Certified forest area fluctuates as companies add or drop certificates, as mergers and acquisitions change the ownership of forest management units, and as economic conditions in the forest products sector affect the cost-benefit calculation of maintaining certification. Regions with strong export markets to the United States and Europe, where certified content is commonly specified in procurement policies, tend to maintain higher certification rates.
Third-Party Auditing and Corrective Action Requirements
Both FSC and SFI require that certified organizations be audited by independent, accredited certification bodies at defined intervals. Initial certification requires a full assessment against all standard requirements. Annual surveillance audits verify continued compliance in the intervening years. Every five years, a full recertification audit covers the complete scope of the standard.
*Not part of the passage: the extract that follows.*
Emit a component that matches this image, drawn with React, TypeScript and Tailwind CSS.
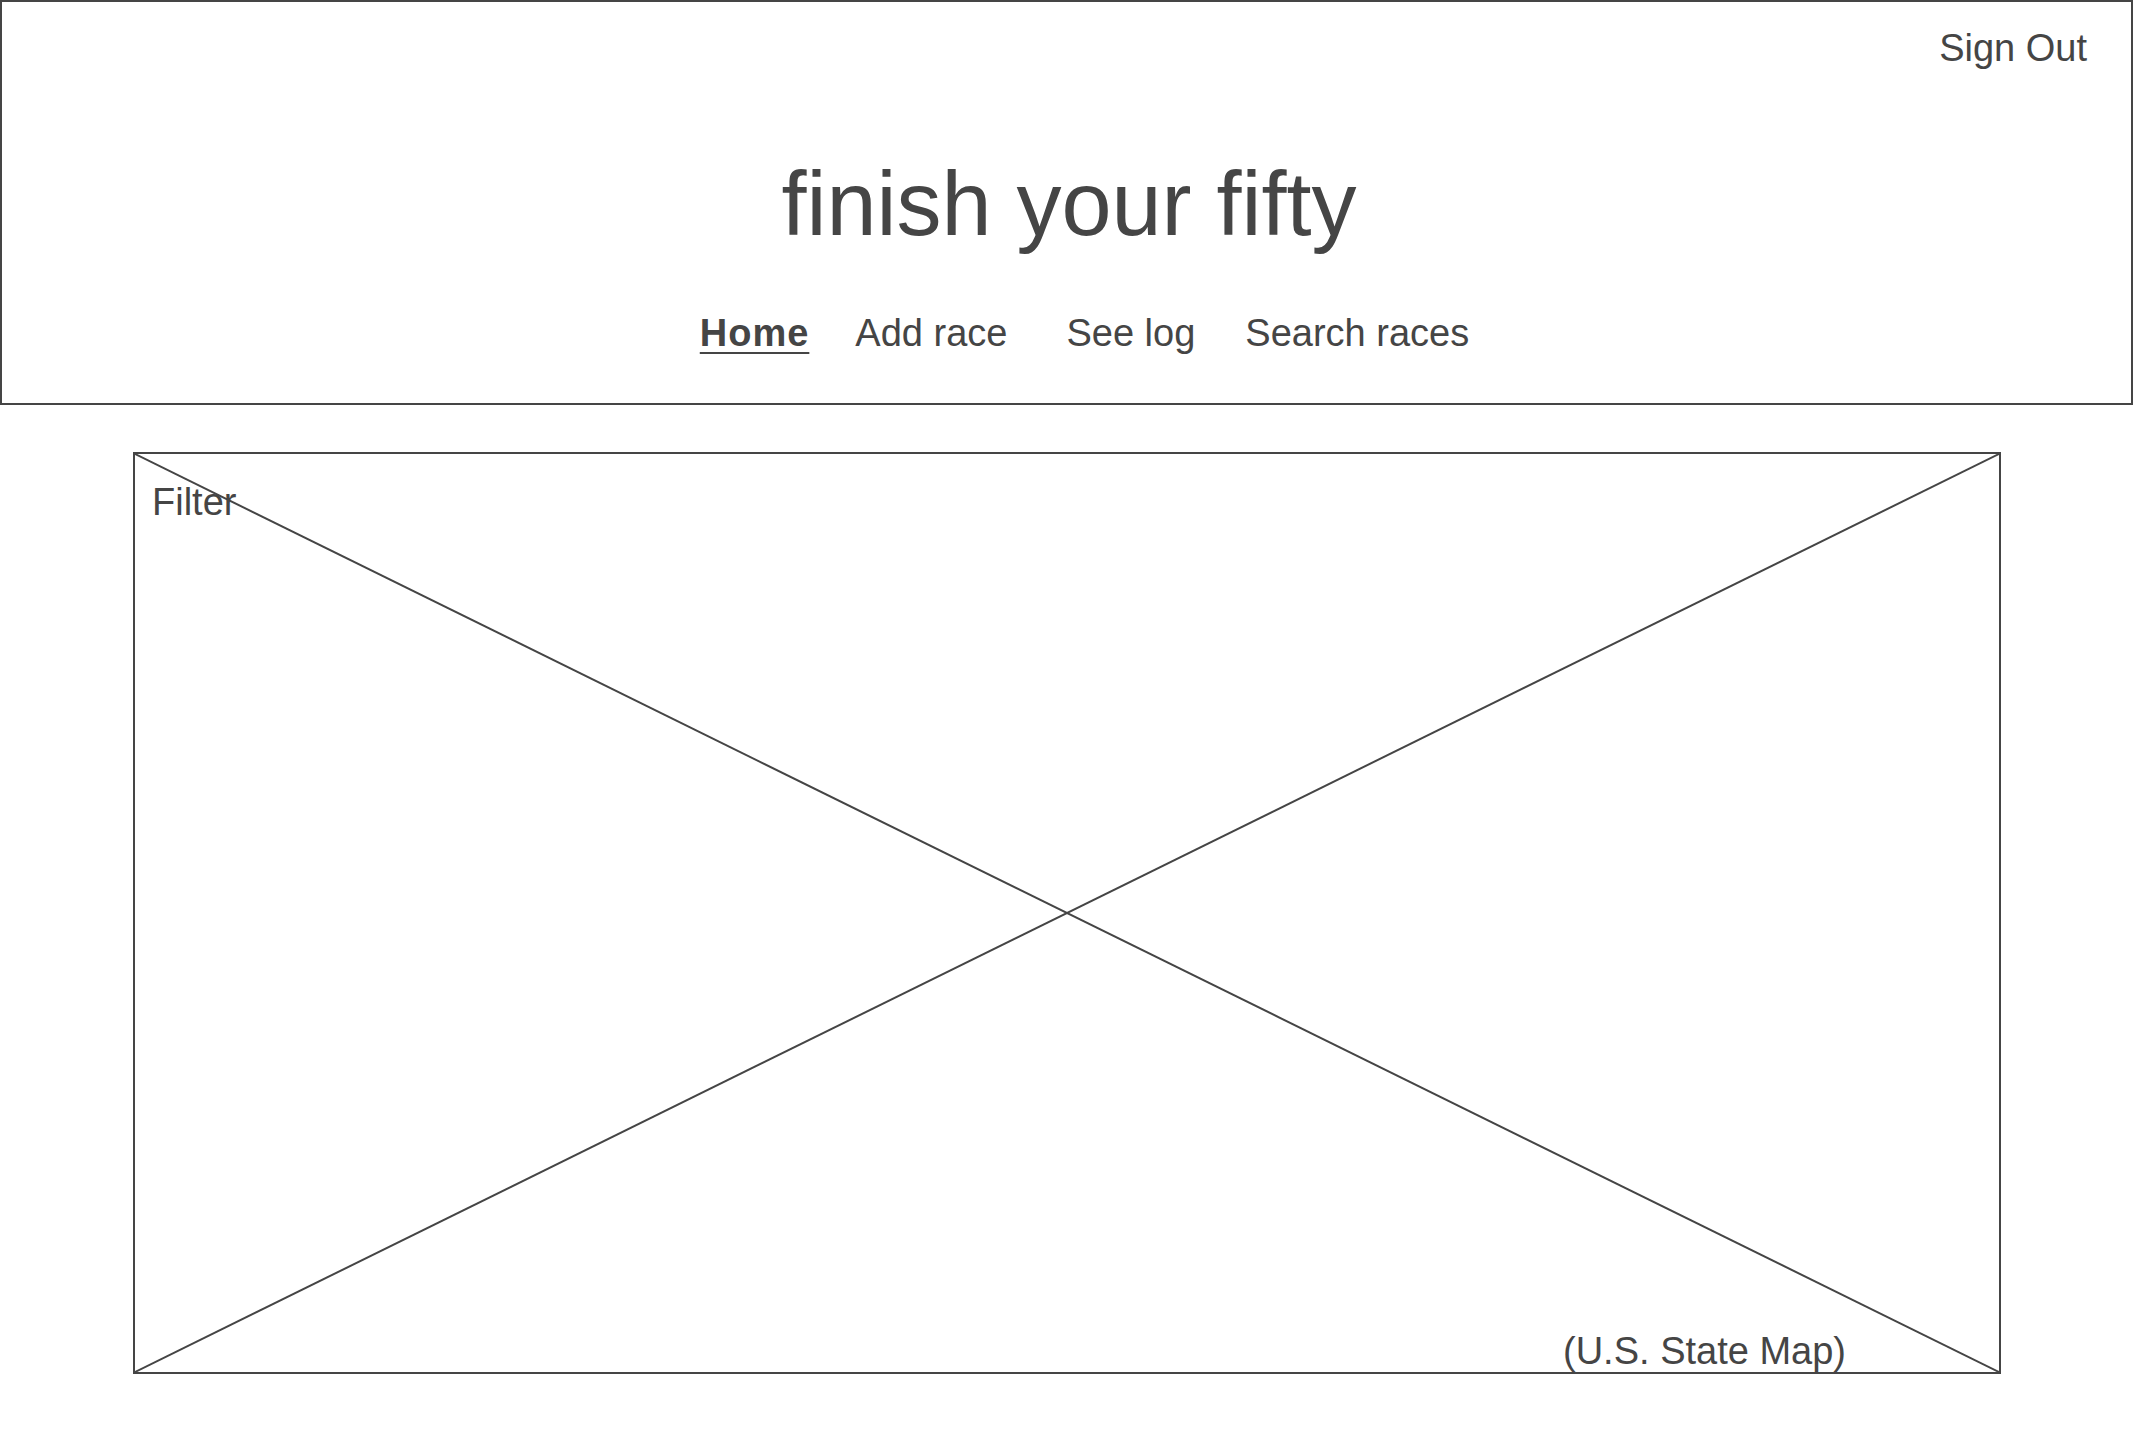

When auditors identify non-conformances with standard requirements, they issue corrective action requests. Major non-conformances must be resolved before certification can be granted or renewed. Minor non-conformances must be addressed within a defined timeframe or escalated to major status. This audit cycle creates a mechanism for continuous improvement that is built into the structure of both standards.
Consumer and procurement interest in certified wood products has been a driver of certification uptake in Canada’s forest sector, particularly among companies supplying to institutional buyers, construction firms, and retailers with published sustainable procurement policies. The alignment between forest certification and corporate environmental disclosure frameworks has further reinforced demand for certified content in wood product supply chains.